I reviewed all the previous installments. I've beaten the entire saga. I watched the anime DVDs, wore the T-shirt, interviewed the president of the developer twice, and even played through the first chapter a second time after accidentally deleting my original save data. I've had about as much .hack as I can imagine I could squeeze into my busy schedule and maintain my sanity. And at the end, how do I feel? A mixture of satisfaction and dismay, I guess. This experiment in serial gaming wasn't what it could have been. But I'm getting ahead of myself.

The End of The World

The mystery of Aura is solved.
The fourth chapter of .hack starts off much like any other -- which, of course, is the problem. But the story does go new places; the characters have decided to go on the offensive. They know what's happening, and they've decided to take control of the situation and attack it at the source, drawing out the enemy into a trap and annihilating it. The tone of this game is different than the others, because your characters are striving to achieve something instead of reacting to attacks from the outside, and that's a very satisfying change. The story, as always, is excellent and well-presented, although it more or less exists in only the first and last quarter of the game.
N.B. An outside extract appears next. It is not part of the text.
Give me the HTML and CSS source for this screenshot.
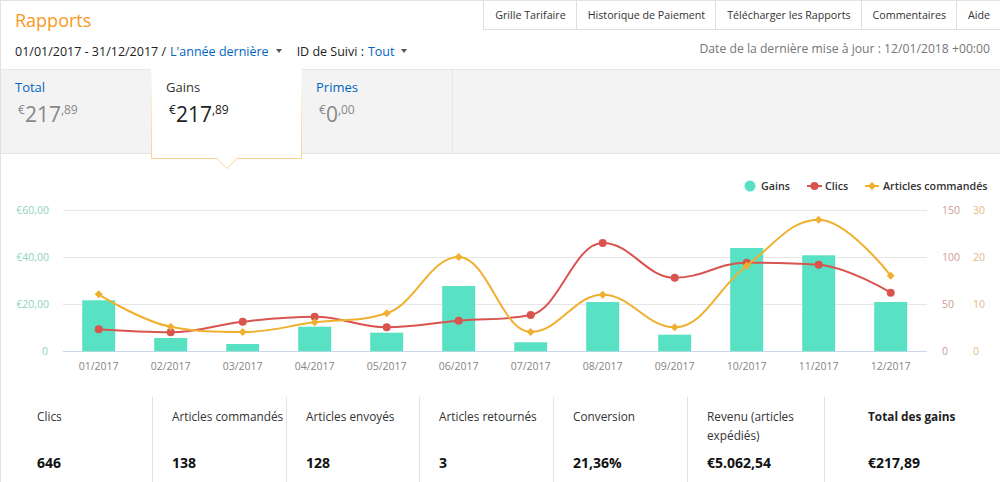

It's unfortunate, then, that from a gameplay standpoint, .hack//Quarantine is an evolutionary dead end. The additions between installments have always been minimal. In the first game, the gameplay systems were all introduced, and its speedy gameplay was novel and fun. In the second, exciting boss battles and refinement of the battle system kept the gameplay interesting. It became apparent partway through the third game that the bottom of the barrel was being scraped, though. Out of desperation, perhaps, the developers just made the game really hard.

Well, even that wasn't enough, because by the end of part three, my party was buff enough to take on anything. The fourth game is neither challenging nor interesting. Even worse, the developers actually abuse the game systems they devised -- using them to bludgeon the player and pad the game, with all the subtlety of a sledgehammer slamming into a piece of sheet metal.